**SOURCE MATERIAL**
--- begin ---

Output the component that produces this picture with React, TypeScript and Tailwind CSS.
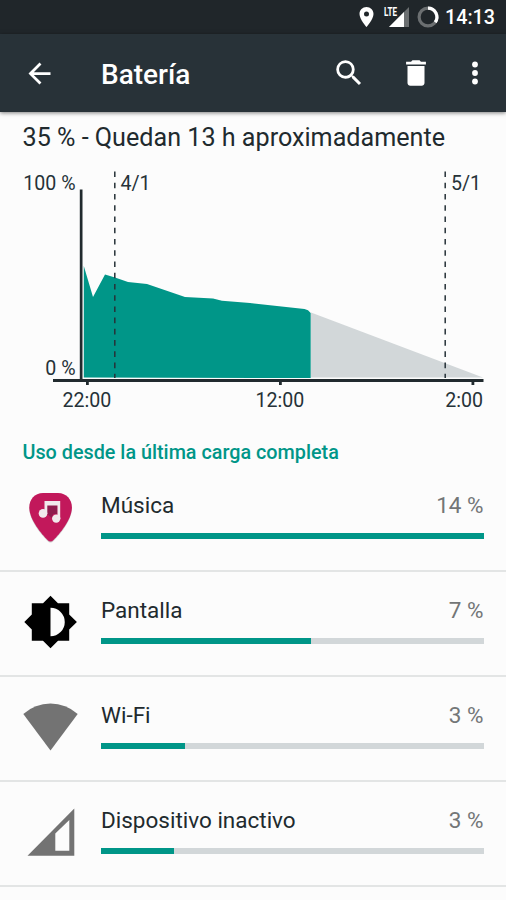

--- end ---
--- begin ---

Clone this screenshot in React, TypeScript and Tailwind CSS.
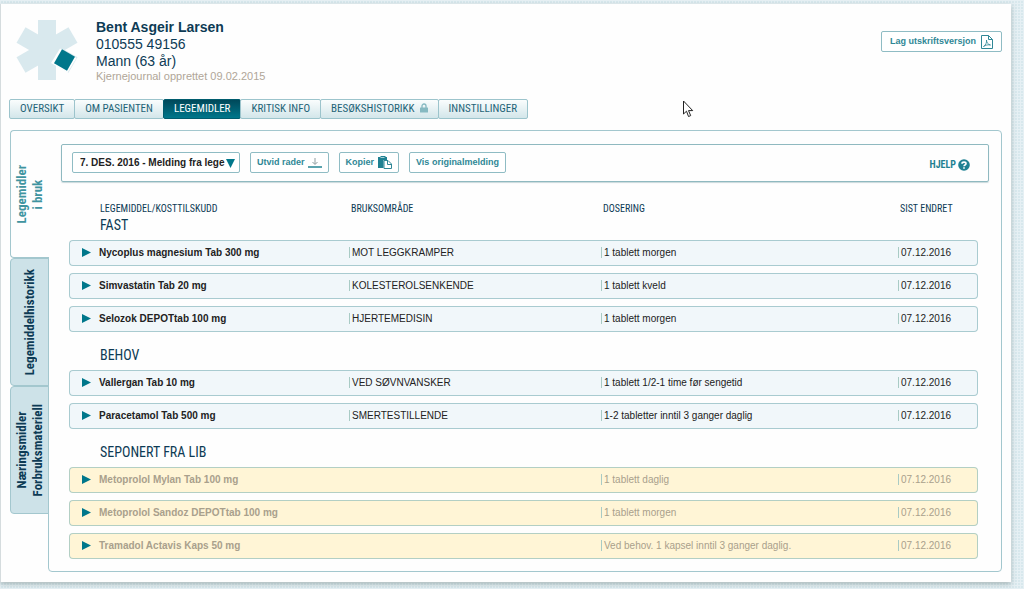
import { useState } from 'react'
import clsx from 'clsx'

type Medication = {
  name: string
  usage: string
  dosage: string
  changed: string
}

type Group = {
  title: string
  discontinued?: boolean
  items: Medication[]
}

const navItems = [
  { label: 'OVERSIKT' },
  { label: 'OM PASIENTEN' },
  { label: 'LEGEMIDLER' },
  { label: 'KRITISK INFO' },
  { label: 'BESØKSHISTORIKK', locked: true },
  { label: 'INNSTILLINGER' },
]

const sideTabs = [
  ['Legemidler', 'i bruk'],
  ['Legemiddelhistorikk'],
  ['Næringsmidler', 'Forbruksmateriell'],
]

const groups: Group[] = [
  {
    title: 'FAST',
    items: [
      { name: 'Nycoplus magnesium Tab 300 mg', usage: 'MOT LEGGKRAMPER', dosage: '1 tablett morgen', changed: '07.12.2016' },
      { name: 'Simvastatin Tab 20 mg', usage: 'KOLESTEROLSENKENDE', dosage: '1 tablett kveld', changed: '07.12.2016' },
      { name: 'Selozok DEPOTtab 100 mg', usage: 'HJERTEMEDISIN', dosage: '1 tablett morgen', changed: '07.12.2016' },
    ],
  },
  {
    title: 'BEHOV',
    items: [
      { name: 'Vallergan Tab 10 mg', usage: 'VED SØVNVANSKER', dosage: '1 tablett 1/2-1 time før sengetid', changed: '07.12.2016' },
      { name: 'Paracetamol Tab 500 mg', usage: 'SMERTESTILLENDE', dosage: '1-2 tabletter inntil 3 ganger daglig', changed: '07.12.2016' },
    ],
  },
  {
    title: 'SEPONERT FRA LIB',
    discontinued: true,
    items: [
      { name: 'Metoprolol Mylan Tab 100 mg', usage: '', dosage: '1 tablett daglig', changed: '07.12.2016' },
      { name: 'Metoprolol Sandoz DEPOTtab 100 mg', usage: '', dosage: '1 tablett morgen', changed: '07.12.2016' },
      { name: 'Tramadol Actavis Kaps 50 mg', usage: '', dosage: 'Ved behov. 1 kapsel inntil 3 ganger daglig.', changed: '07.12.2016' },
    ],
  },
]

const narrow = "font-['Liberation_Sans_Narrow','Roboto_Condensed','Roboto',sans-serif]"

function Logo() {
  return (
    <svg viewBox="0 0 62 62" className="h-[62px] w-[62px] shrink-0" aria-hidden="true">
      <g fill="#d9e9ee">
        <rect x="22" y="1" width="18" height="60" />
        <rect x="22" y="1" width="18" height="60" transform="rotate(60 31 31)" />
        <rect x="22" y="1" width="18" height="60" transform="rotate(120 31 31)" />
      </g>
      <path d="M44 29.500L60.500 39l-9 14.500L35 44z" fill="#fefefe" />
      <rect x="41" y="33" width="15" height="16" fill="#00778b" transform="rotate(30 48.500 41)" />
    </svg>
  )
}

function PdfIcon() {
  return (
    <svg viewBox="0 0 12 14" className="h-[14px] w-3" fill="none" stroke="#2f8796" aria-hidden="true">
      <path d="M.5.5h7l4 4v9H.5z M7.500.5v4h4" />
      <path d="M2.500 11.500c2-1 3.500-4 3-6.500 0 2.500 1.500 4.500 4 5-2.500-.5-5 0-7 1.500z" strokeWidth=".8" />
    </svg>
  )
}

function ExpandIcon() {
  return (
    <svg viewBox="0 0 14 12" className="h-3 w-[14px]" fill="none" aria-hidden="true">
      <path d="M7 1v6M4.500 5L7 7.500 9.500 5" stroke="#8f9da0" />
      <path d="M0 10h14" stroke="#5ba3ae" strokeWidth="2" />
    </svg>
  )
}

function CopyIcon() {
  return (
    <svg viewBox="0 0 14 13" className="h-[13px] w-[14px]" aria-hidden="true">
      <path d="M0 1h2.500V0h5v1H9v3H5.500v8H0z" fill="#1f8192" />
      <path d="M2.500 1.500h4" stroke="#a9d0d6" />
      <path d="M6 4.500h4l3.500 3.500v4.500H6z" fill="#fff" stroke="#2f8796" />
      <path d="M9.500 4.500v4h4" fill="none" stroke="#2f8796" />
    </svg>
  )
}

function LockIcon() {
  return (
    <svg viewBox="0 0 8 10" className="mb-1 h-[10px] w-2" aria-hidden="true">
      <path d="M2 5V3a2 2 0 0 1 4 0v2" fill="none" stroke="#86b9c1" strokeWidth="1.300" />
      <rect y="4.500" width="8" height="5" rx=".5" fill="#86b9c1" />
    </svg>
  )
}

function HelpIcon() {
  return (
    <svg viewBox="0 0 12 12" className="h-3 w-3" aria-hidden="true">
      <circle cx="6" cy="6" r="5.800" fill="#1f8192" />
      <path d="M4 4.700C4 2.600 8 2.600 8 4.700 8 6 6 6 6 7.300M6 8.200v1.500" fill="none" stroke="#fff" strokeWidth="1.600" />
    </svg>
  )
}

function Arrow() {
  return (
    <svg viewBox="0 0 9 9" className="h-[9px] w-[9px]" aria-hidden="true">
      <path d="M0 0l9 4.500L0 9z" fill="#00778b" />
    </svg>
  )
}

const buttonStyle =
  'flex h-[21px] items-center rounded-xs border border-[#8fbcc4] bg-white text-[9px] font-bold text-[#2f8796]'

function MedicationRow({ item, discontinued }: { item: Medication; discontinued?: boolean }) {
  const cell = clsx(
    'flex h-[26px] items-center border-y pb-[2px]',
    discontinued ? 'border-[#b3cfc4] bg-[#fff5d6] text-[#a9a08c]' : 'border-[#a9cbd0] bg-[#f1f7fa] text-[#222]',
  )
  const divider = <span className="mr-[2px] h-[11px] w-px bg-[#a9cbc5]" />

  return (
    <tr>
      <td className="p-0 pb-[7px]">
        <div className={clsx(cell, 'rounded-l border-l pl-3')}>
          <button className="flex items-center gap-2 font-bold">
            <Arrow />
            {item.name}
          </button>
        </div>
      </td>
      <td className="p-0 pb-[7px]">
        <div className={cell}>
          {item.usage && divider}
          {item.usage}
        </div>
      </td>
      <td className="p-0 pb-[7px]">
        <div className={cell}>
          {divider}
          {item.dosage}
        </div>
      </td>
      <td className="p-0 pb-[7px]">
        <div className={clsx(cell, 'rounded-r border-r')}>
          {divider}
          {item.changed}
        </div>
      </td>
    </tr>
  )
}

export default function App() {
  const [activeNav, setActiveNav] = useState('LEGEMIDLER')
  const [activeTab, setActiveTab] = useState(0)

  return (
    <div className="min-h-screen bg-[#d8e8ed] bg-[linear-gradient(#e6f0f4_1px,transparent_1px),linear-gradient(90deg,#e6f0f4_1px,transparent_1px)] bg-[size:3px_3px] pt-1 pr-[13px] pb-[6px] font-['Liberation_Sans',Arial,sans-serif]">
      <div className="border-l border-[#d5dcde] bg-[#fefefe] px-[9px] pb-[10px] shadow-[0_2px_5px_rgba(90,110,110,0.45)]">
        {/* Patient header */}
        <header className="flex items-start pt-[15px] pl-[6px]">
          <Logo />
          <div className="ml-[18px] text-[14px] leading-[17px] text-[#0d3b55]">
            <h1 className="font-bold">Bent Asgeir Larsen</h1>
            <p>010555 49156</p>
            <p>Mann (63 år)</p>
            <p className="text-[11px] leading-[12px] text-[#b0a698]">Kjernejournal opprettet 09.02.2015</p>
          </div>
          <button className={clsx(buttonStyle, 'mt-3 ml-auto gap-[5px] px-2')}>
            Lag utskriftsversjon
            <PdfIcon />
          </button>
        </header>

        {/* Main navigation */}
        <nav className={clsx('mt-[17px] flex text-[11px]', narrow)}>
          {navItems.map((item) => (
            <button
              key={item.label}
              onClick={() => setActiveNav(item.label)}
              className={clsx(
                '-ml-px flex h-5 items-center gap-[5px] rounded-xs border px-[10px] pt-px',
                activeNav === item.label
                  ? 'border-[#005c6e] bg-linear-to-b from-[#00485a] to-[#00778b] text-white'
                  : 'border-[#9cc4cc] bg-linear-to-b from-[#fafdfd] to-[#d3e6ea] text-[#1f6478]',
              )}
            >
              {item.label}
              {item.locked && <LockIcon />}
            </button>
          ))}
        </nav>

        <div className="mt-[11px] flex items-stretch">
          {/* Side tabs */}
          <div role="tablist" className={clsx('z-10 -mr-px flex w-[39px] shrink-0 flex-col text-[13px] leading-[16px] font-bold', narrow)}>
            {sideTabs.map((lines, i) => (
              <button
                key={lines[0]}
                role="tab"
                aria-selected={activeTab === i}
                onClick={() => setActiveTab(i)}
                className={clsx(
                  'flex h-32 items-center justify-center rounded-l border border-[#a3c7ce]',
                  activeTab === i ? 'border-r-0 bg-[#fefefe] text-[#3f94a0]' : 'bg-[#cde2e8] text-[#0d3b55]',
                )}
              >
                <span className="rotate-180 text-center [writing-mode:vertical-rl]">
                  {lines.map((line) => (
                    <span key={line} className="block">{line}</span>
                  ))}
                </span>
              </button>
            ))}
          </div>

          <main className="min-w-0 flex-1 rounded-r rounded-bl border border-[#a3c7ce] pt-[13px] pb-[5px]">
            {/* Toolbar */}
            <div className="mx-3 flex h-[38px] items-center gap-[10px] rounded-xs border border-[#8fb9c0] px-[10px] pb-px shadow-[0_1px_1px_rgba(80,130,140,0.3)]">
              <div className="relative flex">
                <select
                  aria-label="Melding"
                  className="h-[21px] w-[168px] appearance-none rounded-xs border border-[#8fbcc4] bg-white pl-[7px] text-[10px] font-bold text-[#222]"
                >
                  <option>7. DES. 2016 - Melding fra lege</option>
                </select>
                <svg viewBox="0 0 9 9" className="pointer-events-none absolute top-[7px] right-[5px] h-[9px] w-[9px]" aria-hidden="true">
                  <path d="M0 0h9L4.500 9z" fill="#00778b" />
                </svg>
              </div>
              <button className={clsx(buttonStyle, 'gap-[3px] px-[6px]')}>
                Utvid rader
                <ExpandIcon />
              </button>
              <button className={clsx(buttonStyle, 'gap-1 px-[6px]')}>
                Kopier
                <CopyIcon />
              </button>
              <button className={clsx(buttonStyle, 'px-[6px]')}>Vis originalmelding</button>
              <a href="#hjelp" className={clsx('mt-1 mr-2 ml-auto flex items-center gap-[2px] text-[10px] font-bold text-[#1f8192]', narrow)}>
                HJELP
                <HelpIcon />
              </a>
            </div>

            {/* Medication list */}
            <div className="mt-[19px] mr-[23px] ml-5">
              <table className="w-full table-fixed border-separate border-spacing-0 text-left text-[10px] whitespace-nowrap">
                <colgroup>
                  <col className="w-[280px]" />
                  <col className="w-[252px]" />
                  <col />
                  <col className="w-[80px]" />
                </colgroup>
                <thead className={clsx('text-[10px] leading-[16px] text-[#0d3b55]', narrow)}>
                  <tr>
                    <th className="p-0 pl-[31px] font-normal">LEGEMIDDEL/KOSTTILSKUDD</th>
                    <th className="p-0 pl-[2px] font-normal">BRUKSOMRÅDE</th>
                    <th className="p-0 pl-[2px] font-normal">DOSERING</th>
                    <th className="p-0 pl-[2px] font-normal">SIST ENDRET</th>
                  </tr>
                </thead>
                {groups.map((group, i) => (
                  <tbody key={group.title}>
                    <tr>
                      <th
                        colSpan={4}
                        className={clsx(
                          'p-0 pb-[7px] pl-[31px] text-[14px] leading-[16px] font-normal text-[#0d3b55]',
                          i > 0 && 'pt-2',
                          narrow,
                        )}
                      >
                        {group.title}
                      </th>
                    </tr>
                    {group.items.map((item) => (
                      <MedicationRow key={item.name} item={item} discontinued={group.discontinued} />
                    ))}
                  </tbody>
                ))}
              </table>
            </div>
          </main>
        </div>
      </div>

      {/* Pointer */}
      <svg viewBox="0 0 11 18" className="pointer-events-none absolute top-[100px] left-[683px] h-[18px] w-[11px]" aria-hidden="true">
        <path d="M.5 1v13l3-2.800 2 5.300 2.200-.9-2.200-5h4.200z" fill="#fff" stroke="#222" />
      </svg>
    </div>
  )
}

--- end ---

**PROMPT**
From the listing above, collect each line in which the string "TypeScript" appears.

**SOLUTION FOR THIS TASK**
Output the component that produces this picture with React, TypeScript and Tailwind CSS.
Clone this screenshot in React, TypeScript and Tailwind CSS.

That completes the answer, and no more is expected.